The Mustangs, coming off a regional semifinal win over hard-throwing Aleah Hughes and Western Reserve, had to change their approach against the slower offerings of Cuyahoga Heights pitcher Samantha Rodriguez.
The power-hitting Redskins, used to swinging from their heels, looked to focus on making contact and putting the ball in play against Mathews power pitcher Cheyenne Eggens.
Cuyahoga Heights — the defending state champion — was able to adapt a bit more successfully than Mathews and eliminated the Mustangs, 4-3, on Saturday at Kent State University’s Diamond at Dix Stadium.
The loss ends the high school careers of Eggens and seven other Mathews seniors.
“It’s bittersweet because I’m so proud of my team for coming this far and doing what we’ve done all season, but it also sucks that we didn’t win and we’re not advancing,” said Eggens, a South Florida recruit. “But I’m so proud of what we did.”
Mathews coach Jim Nicula said goodbye isn’t an absolute to the remaining Mustangs, who will always consider Eggens, Karli Romesberg, Maddie Williams, Maddy Nicula, Paula Sponsler, Jenna Siefert, Marisa O’Dell and Brittany Brown part of their softball family.
“It’s never goodbye,” Nicula said. “We’re going to see them forever and we’re going to follow Cheyenne’s career at South Florida. ... We’re a family.”
Cuyahoga Heights (28-3) will meet North Lewisburg (25-3) in a state semifinal Friday at Firestone Stadium in Akron.
It’s a place Redskins coach Christy Zawadzki knows well, especially after leading her team to a state championship there a year ago. Zawadzki planned to retire at the end of last season, but this year’s seniors talked into staying on to defend their title.
Was it worth it?
“That’s what my principal just asked me,” Zawadzki said with a smile. “Yes, it was. I’m very, very close with the whole team, but the seniors ... I also coach soccer and a lot of them also play soccer and they’re very special to me.”
Morgan Orlowski and Jenna Stegmaier each had two hits for the Redskins, who scored twice in the bottom of the first inning and twice in the third. Orlowski drove in a run with each of her two singles. Stegmaier singled and doubled.
Dana Denner drove in a run with a first-inning sacrifice fly and Alicia Falorio had an RBI single.
“We spent two days preparing for Cheyenne,” Zawadski said. “We faced her two years ago in a regional semifinal and she struck us out 18 times. We weren’t going to have that [again], so we spent a lot of time preparing for her fastball and her speed.”
Said Eggens: “They hit me. I know I’m not invincible. I’m going to get hit. That’s softball.”

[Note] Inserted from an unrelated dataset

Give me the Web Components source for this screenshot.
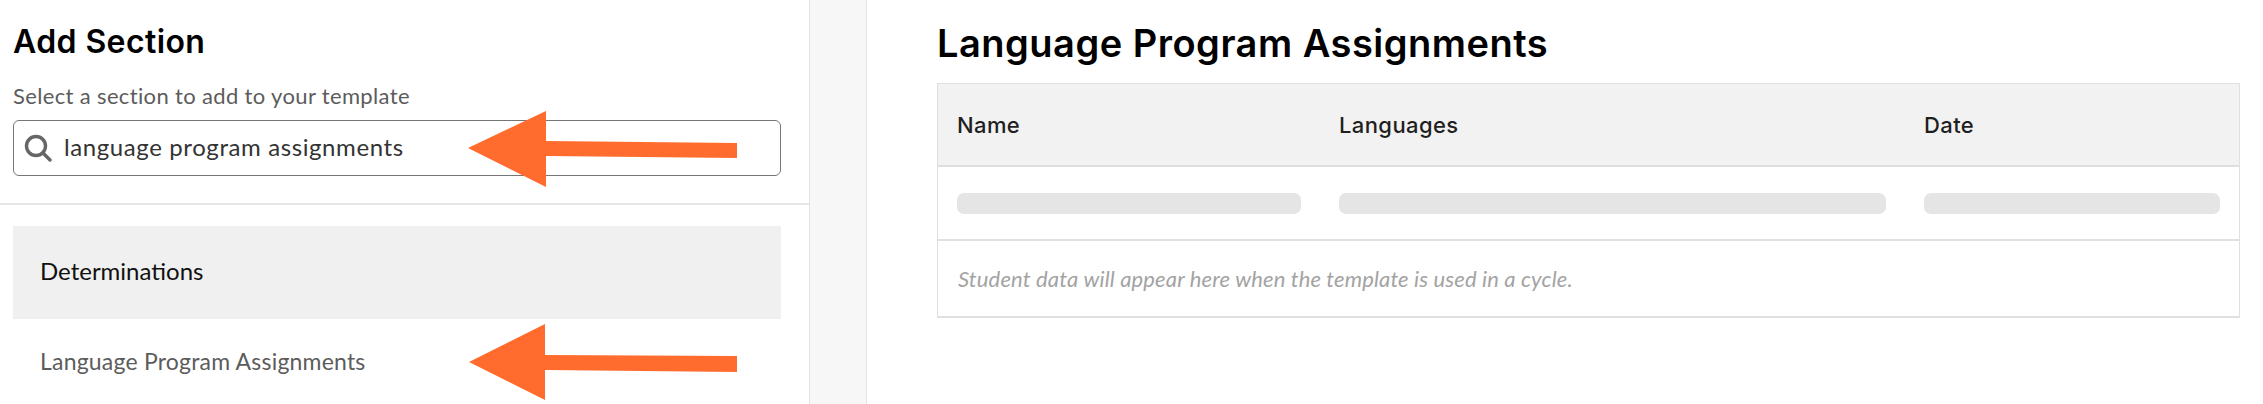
<!DOCTYPE html>
<html>
<head>
<meta charset="utf-8">
<title>Add Section</title>
<style>
html, body { margin: 0; padding: 0; background: #fff; }
body { font-family: Lato, "Liberation Sans", sans-serif; }
</style>
</head>
<body>
<template-editor>
  <add-section-panel slot="side" title="Add Section" hint="Select a section to add to your template" query="language program assignments">
    <section-group name="Determinations"></section-group>
    <section-item>Language Program Assignments</section-item>
  </add-section-panel>
  <assignments-table slot="main" title="Language Program Assignments" note="Student data will appear here when the template is used in a cycle."></assignments-table>
  <callout-arrow slot="over" style="left:468px;top:111px" points="0,37 78,0 78,30 269,32 269,47 78,45 78,76"></callout-arrow>
  <callout-arrow slot="over" style="left:469px;top:324px" points="0,38 76,0 76,31 268,32 268,48 76,46 76,76"></callout-arrow>
</template-editor>

<script>
class TemplateEditor extends HTMLElement {
    constructor() {
        super();
        const root = this.attachShadow({ mode: 'open' });
        root.innerHTML = `
            <style>
                :host{display:flex; position:relative; width:2263px; height:404px; overflow:hidden; background:#fff;}
                .side{width:809px; flex:none;}
                .gutter{width:56px; flex:none; background:#f7f7f7; border-left:1px solid #e3e3e3; border-right:1px solid #e3e3e3;}
                .main{flex:1; min-width:0;}
            </style>
            <div class="side"><slot name="side"></slot></div>
            <div class="gutter"></div>
            <div class="main"><slot name="main"></slot></div>
            <slot name="over"></slot>
        `;
    }
}
customElements.define('template-editor', TemplateEditor);

class AddSectionPanel extends HTMLElement {
    constructor() {
        super();
        const root = this.attachShadow({ mode: 'open' });
        root.innerHTML = `
            <style>
                :host{display:block; color:#000;}
                .top{padding:22px 28px 27px 13px; border-bottom:2px solid #e6e6e6;}
                h2{margin:0; font-family:Inter, Lato, sans-serif; font-size:32px; line-height:40px; font-weight:600; letter-spacing:.4px;}
                p{margin:21px 0 0 0; font-size:22px; line-height:26px; color:#5c5c5c; letter-spacing:.35px;}
                .search{display:flex; align-items:center; gap:12px; height:54px; margin-top:11px; padding-left:10px; border:1px solid #767676; border-radius:6px; font-size:24px; color:#333; letter-spacing:.6px;}
                .q{position:relative; top:-2px;}
                svg{display:block; flex:none;}
                .list{padding:21px 28px 0 13px;}
            </style>
            <div class="top">
                <h2></h2>
                <p></p>
                <div class="search">
                    <svg width="28" height="28" viewBox="0 0 28 28" fill="none" stroke="#666" stroke-width="3.4"><circle cx="12" cy="12" r="9.5"/><path d="M19 19 L26 26" stroke-linecap="round"/></svg>
                    <span class="q"></span>
                </div>
            </div>
            <div class="list"><slot></slot></div>
        `;
        root.querySelector('h2').textContent = this.getAttribute('title');
        root.querySelector('p').textContent = this.getAttribute('hint');
        root.querySelector('.q').textContent = this.getAttribute('query');
    }
}
customElements.define('add-section-panel', AddSectionPanel);

class SectionGroup extends HTMLElement {
    constructor() {
        super();
        const root = this.attachShadow({ mode: 'open' });
        root.innerHTML = `
            <style>
                :host{display:flex; align-items:center; height:93px; padding-left:27px; background:#f0f0f0; font-size:24px; color:#111;}
                span{position:relative; top:-2px;}
            </style>
            <span></span>
        `;
        root.querySelector('span').textContent = this.getAttribute('name');
    }
}
customElements.define('section-group', SectionGroup);

class SectionItem extends HTMLElement {
    constructor() {
        super();
        const root = this.attachShadow({ mode: 'open' });
        root.innerHTML = `
            <style>
                :host{display:flex; align-items:center; height:84px; padding-left:27px; font-size:23px; color:#5c5c5c; letter-spacing:.2px;}
            </style>
            <slot></slot>
        `;
    }
}
customElements.define('section-item', SectionItem);

class AssignmentsTable extends HTMLElement {
    constructor() {
        super();
        const root = this.attachShadow({ mode: 'open' });
        root.innerHTML = `
            <style>
                :host{display:block; padding:20px 23px 0 70px; color:#000;}
                h1{margin:0; font-family:Inter, Lato, sans-serif; font-size:38px; line-height:46px; font-weight:600; letter-spacing:.5px;}
                .table{margin-top:17px; border:1px solid #e0e0e0; border-bottom-width:2px;}
                .row{display:grid; grid-template-columns:344px 547px 296px; column-gap:38px; padding:0 19px; align-items:center;}
                .head{height:81px; background:#f2f2f2; border-bottom:2px solid #dedede; font-family:Inter, Lato, sans-serif; font-size:22px; font-weight:500; color:#1f1f1f; letter-spacing:.4px;}
                .body{height:72px; border-bottom:2px solid #e0e0e0;}
                .bar{height:21px; border-radius:7px; background:#e5e5e5;}
                .note{height:75px; display:flex; align-items:center; padding-left:20px; font-size:22px; font-style:italic; color:#a3a3a3; letter-spacing:.15px;}
            </style>
            <h1></h1>
            <div class="table">
                <div class="row head"><span>Name</span><span>Languages</span><span>Date</span></div>
                <div class="row body"><div class="bar"></div><div class="bar"></div><div class="bar"></div></div>
                <div class="note"></div>
            </div>
        `;
        root.querySelector('h1').textContent = this.getAttribute('title');
        root.querySelector('.note').textContent = this.getAttribute('note');
    }
}
customElements.define('assignments-table', AssignmentsTable);

// orange annotation arrows drawn on top of the screenshot
class CalloutArrow extends HTMLElement {
    constructor() {
        super();
        const root = this.attachShadow({ mode: 'open' });
        root.innerHTML = `
            <style>
                :host{display:block; position:absolute; width:270px; height:76px;}
                svg{display:block;}
            </style>
            <svg width="270" height="76" viewBox="0 0 270 76"><polygon fill="#ff6c2d"></polygon></svg>
        `;
        root.querySelector('polygon').setAttribute('points', this.getAttribute('points'));
    }
}
customElements.define('callout-arrow', CalloutArrow);
</script>
</body>
</html>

Eggens adjusted, too, and shut out Cuyahoga Heights over the final three innings. She began to get them off-balance, Jim Nicula said, by changing speeds.
“You wouldn’t think you’d see a power pitcher throwing 40 percent changeups, but it worked,” he said.
But aside from Lenna Hoff (two doubles, a walk and a hard-hit, double-play grounder) and Meredith Grimes (single and home run), Rodriguez had most of the Mustangs off-balance.
“If we could have strung maybe three or four hits back-to-back-to-back, it definitely would have helped a little bit,” Nicula said.
Mathews (24-6) took a 1-0 lead in the top of the first when Hoff led off with a line-drive double to the fence just left of center field and scored on Siefert’s sacrifice fly.
Williams tripled in the third and scored on Hoff’s second double. Hoff went to third on a sacrifice bunt by Sponsler, but was thrown out at the plate when Siefert hit a hard grounder to third baseman Lauren Goetz.
Grimes followed with a single through the left side and when Redskins left fielder Brittany Nero bobbled the ball, the Mustangs had runners at second and third. But Rodriguez retired Romesburg on a fly ball to center.
Grimes hit screaming liner over the center-field wall in the sixth, but Mathews didn’t threaten again, although Rodriguez pitched around Hoff with two outs in the seventh — walking her on five pitches — before ending the game with one of the two strikeouts she recorded.
Eggens also struck out just two batters, as both teams consistently put the ball in play.
“They’re the defending state champions and they did what they needed to do,” Nicula said. “They made adjustments just like we did. I thought our kids did a great job of putting the ball in play. We hit line drives that were caught and they made some great defensive plays.
“I’m sad for [our players] more than anything because they fell short of where they wanted to go, but they have absolutely have nothing to be ashamed of. ... They maybe just made one more adjustment than we did.”